Para especialistas, tanto a entidade que rege o futebol europeu quanto o país que sediará a final são responsáveis pela ausência de Mkhitaryan na grande decisão diante do rival londrino do Arsenal, o Chelsea.
“O papel [de garantir a segurança de Mkhitaryan] seria tanto da Uefa quanto das autoridades do Azerbaijão, que deveriam prezar pela segurança dele. O papel do Arsenal está correto. Ele tem que preservar o seu atleta, o seu empregado, garantindo a segurança dele. Se não for possível garantir a segurança dele jogando em outro país, ele fez certo, mesmo que ele sofra esportivamente com isso”, ressaltou o especialista em direitos humanos Vinicius Calixto.
“Eu diria [a Mkhitaryan] ‘você é um atleta profissional, você é um jogador de futebol e um jogador de futebol de classe A’, então vamos garantir que este seja um evento de classe A se nosso objetivo é fazer uma grande final”, afirmou o embaixador do Azerbaijão no Reino Unido, Tahir Taghizadeh, em entrevista ao canal de TV Sky Sports.
A porta-voz do Ministério das Relações Exteriores do governo armênio, Anna Naghdalyan, disse que, com esse episódio, o Azerbaijão “[mostra uma] nova manifestação de racismo, e isso põe em dúvida a realização de eventos internacionais similares no país”.
Vinicius Calixto pondera que o Azerbaijão tem tentado de todas as formas dissociar o país dessas questões perante a comunidade internacional, mas que não tem conseguido o resultado esperado.
“É mais um passo que o governo do Azerbaijão tenta de passar uma imagem de tranquilidade e estabilidade de um governo marcadamente violador dos direitos humanos. Eles usam o esporte para se promover internacionalmente como um país estável e teoricamente livre”, explicou.
Mesmo que sofra as consequências de não poder contar com um dos seus principais jogadores, e que venha a perder o título por causa disso, só restará ao Arsenal lamentar que a decisão da Liga Europa, que dá ao vencedor uma vaga na próxima edição da Liga dos Campeões, seja jogada no Azerbaijão.

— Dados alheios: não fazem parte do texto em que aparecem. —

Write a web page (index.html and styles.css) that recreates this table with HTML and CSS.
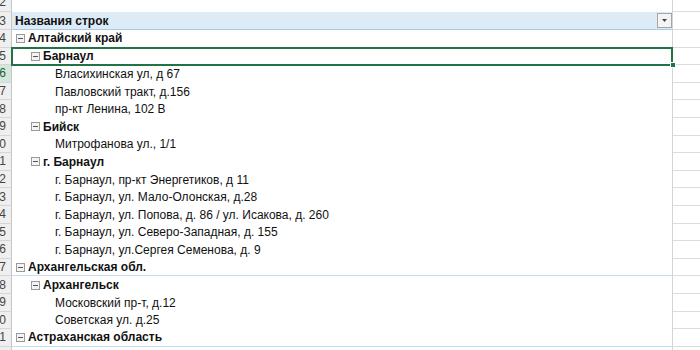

“O impacto desse tipo de atitude está mais vinculado ao efeito midiático da atitude, expõe o conflito, coloca a questão em cena. Não existe uma questão jurídica em si, porque não há proibição da participação do atleta. O que existe é o reconhecimento do clube da tensão internacional”, explicou Mônica Sapucaia, doutora e mestre em Direito Político e Econômico e coordenadora e autora da obra “Women’s Rights International Studies”.
Esse não é o único caso em que uma tensão política impede um atleta de disputar um jogo em outro país. Em janeiro deste ano, o pivô turco Enes Kanter, então jogador do New York Knicks, deixou de viajar para a Inglaterra. Opositor do presidente da Turquia, Recep Tayyip Erdogan, a quem ele chama de ditador, Kanter temia ser preso assim que desembarcasse em Londres, o que teria acontecido, já que, enquanto o Knicks viajava, a Turquia emitiu um sinal de alerta para que a Interpol prendesse Kanter, que hoje joga pelo Portland Trail Blazers.